-------- Source excerpt

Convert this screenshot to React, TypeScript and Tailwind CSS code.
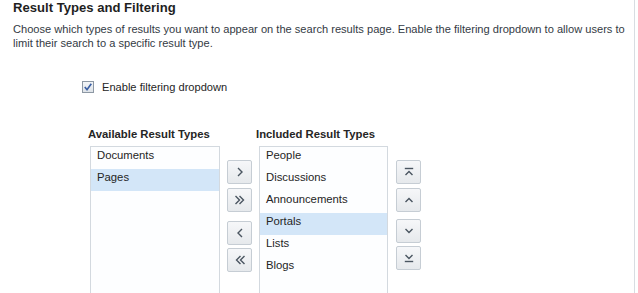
import React from 'react';

const available = ['Documents', 'Pages'];
const included = ['People', 'Discussions', 'Announcements', 'Portals', 'Lists', 'Blogs'];

function Chevron({ kind }: { kind: string }) {
    // small stroked glyphs drawn for the shuttle buttons
    const common = { fill: 'none', stroke: '#4a5560', strokeWidth: 1.4, strokeLinecap: 'square' as const };
    switch (kind) {
        case 'right':
            return <svg width="10" height="10" viewBox="0 0 10 10"><path d="M3.5 1.5 L7 5 L3.5 8.5" {...common} /></svg>;
        case 'left':
            return <svg width="10" height="10" viewBox="0 0 10 10"><path d="M6.5 1.5 L3 5 L6.5 8.5" {...common} /></svg>;
        case 'rightAll':
            return <svg width="12" height="10" viewBox="0 0 12 10"><path d="M2 1.5 L5.5 5 L2 8.5 M6 1.5 L9.5 5 L6 8.5" {...common} /></svg>;
        case 'leftAll':
            return <svg width="12" height="10" viewBox="0 0 12 10"><path d="M6 1.5 L2.5 5 L6 8.5 M10 1.5 L6.5 5 L10 8.5" {...common} /></svg>;
        case 'up':
            return <svg width="10" height="10" viewBox="0 0 10 10"><path d="M2 6.5 L5 3.5 L8 6.5" {...common} /></svg>;
        case 'down':
            return <svg width="10" height="10" viewBox="0 0 10 10"><path d="M2 3.5 L5 6.5 L8 3.5" {...common} /></svg>;
        case 'top':
            return <svg width="10" height="10" viewBox="0 0 10 10"><path d="M1.5 1.5 L8.5 1.5" {...common} /><path d="M2 7.5 L5 4.5 L8 7.5" {...common} /></svg>;
        default:
            return <svg width="10" height="10" viewBox="0 0 10 10"><path d="M2 2.5 L5 5.5 L8 2.5" {...common} /><path d="M1.5 8.5 L8.5 8.5" {...common} /></svg>;
    }
}

function ShuttleButton({ kind, className = '' }: { kind: string; className?: string }) {
    return (
        <button
            className={`w-[25px] h-[24px] flex items-center justify-center rounded-[2px] border border-[#c6cdd4] bg-gradient-to-b from-[#f6f7f9] to-[#e6e9ec] ${className}`}
        >
            <Chevron kind={kind} />
        </button>
    );
}

function ListBox({ items, selected, width }: { items: string[]; selected: string; width: string }) {
    return (
        <div className={`${width} h-[160px] mt-[5px] border border-[#d3d9df] bg-[#fdfeff]`}>
            {items.map((item) => (
                <div
                    key={item}
                    className={`h-[22px] leading-[17px] pl-[6px] text-[11.3px] text-[#252525] ${item === selected ? 'bg-[#d3e6f8]' : ''}`}
                >
                    {item}
                </div>
            ))}
        </div>
    );
}

export default function App() {
    return (
        <div className="w-[638px] h-[293px] overflow-hidden bg-white font-['Liberation_Sans',Arial,sans-serif]">
            <div className="w-[635px] h-[293px] border-r border-[#d8dde2] pl-[13px]">
                <h2 className="text-[13.1px] leading-[16px] font-bold text-[#1f1f1f]">Result Types and Filtering</h2>
                <p className="mt-[6px] w-[620px] text-[11.1px] leading-[14px] text-[#333a44]">
                    Choose which types of results you want to appear on the search results page. Enable the filtering dropdown to allow users to limit their search to a specific result type.
                </p>

                <label className="mt-[30px] ml-[69px] flex items-center gap-[8px] text-[11.1px] text-[#252525]">
                    <svg width="12" height="12" viewBox="0 0 12 12">
                        <defs>
                            <linearGradient id="cb" x1="0" y1="0" x2="0" y2="1">
                                <stop offset="0" stopColor="#f4f6f8" />
                                <stop offset="1" stopColor="#dde2e7" />
                            </linearGradient>
                        </defs>
                        <rect x="0.5" y="0.5" width="11" height="11" fill="url(#cb)" stroke="#8d98a4" />
                        <path d="M2.8 6 L5 8.7 L9.3 2.8" fill="none" stroke="#3b5fa3" strokeWidth="1.7" />
                    </svg>
                    <span className="leading-[14px]">Enable filtering dropdown</span>
                </label>

                <div className="mt-[33px] ml-[75px] flex items-start">
                    <div className="w-[132px] flex flex-col">
                        <div className="text-[11.3px] leading-[14px] font-bold text-[#252525]">Available Result Types</div>
                        <div className="ml-[2px]">
                            <ListBox items={available} selected="Pages" width="w-[130px]" />
                        </div>
                    </div>

                    <div className="ml-[7px] pt-[33px] flex flex-col">
                        <ShuttleButton kind="right" />
                        <ShuttleButton kind="rightAll" className="mt-[4px]" />
                        <ShuttleButton kind="left" className="mt-[9px]" />
                        <ShuttleButton kind="leftAll" className="mt-[3px]" />
                    </div>

                    <div className="ml-[4px] w-[132px] flex flex-col">
                        <div className="text-[11.3px] leading-[14px] font-bold text-[#252525]">Included Result Types</div>
                        <div className="ml-[3px]">
                            <ListBox items={included} selected="Portals" width="w-[129px]" />
                        </div>
                    </div>

                    <div className="ml-[8px] pt-[33px] flex flex-col">
                        <ShuttleButton kind="top" />
                        <ShuttleButton kind="up" className="mt-[4px]" />
                        <ShuttleButton kind="down" className="mt-[7px]" />
                        <ShuttleButton kind="bottom" className="mt-[3px]" />
                    </div>
                </div>
            </div>
        </div>
    );
}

----------------

> **Task to complete**
Write out each line of the data that holds the string "React".

> **Result**
Convert this screenshot to React, TypeScript and Tailwind CSS code.
import React from 'react';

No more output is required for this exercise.